De rechtbank legt aan verdachte een enigszins lagere straf op dan door de officier van justitie geëist, aangezien de rechtbank brand door schuld bewezen heeft verklaard.
7. De toegepaste wettelijke bepalingen
De beslissing is gegrond op de artikelen 27, 45, 57, 158, 302, 304, van het Wetboek van Strafrecht.
De rechtbank, rechtdoende:
Spreekt verdachte vrij van de onder 1 primair en 2 primair tenlastegelegde feiten.
Verklaart bewezen dat verdachte het tenlastegelegde, zoals vermeld onder punt 3, heeft begaan.
Verklaart niet bewezen hetgeen verdachte meer of anders is tenlastegelegd dan hierboven bewezen is verklaard en spreekt verdachte daarvan vrij.
Verstaat dat het aldus bewezenverklaarde oplevert de strafbare feiten zoals vermeld onder punt 4.
Verklaart verdachte hiervoor strafbaar.
Veroordeelt verdachte wegens het bewezenverklaarde tot
een gevangenisstraf voor de duur van 28 (achtentwintig) maanden.

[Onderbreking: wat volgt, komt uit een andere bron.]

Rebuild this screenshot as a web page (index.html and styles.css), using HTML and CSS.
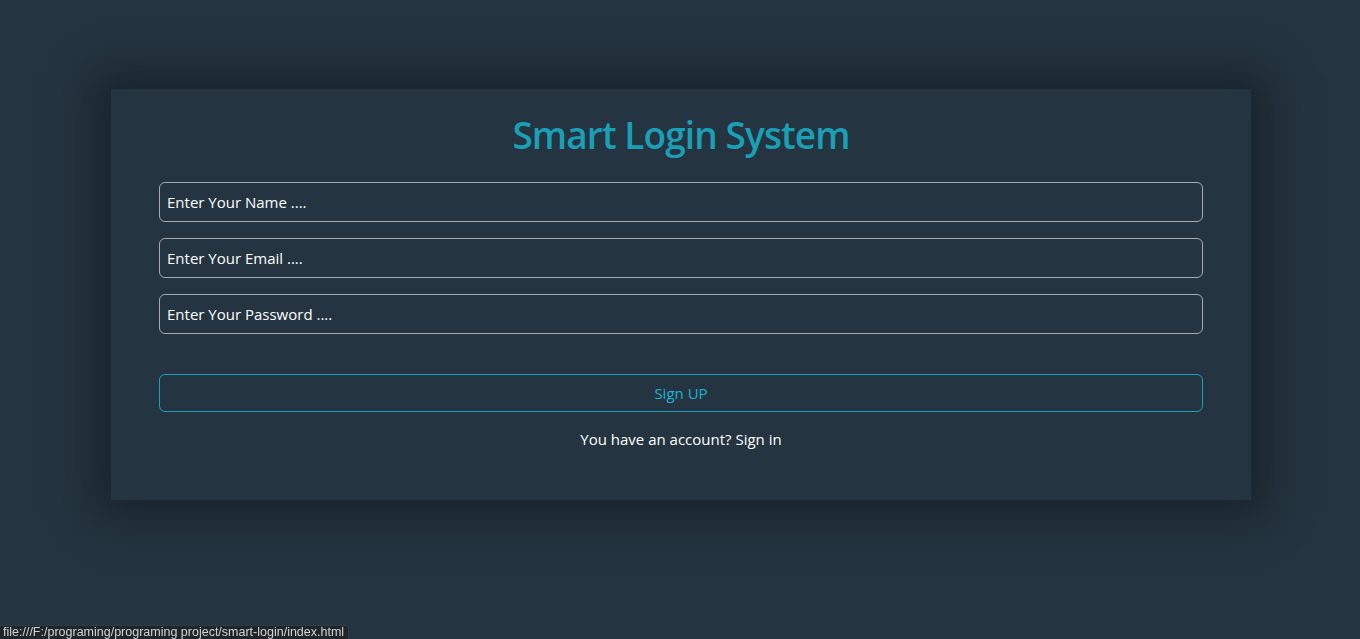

Bepaalt dat van deze gevangenisstraf 10 (tien) maanden niet zullen worden tenuitvoergelegd, tenzij de rechter later anders mocht gelasten. De rechtbank stelt een proeftijd vast van twee (2) jaren. De tenuitvoerlegging kan worden gelast indien de veroordeelde zich voor het einde van de proeftijd heeft schuldig gemaakt aan een strafbaar feit.
Beveelt overeenkomstig het bepaalde in artikel 27 van het Wetboek van Strafrecht dat de tijd, door de veroordeelde voor de tenuitvoerlegging van deze uitspraak in verzekering en voorlopige hechtenis doorgebracht, geheel in mindering zal worden gebracht.
Aldus gewezen door:
mr. G. Perrick, rechter, als voorzitter,
mr. E.G. Smedema, rechter,
mr. J.B.J. Driessen, rechter,
in tegenwoordigheid van mr. J.M. Graat, griffier,
en uitgesproken ter openbare terechtzitting van deze rechtbank op 7 maart 2007.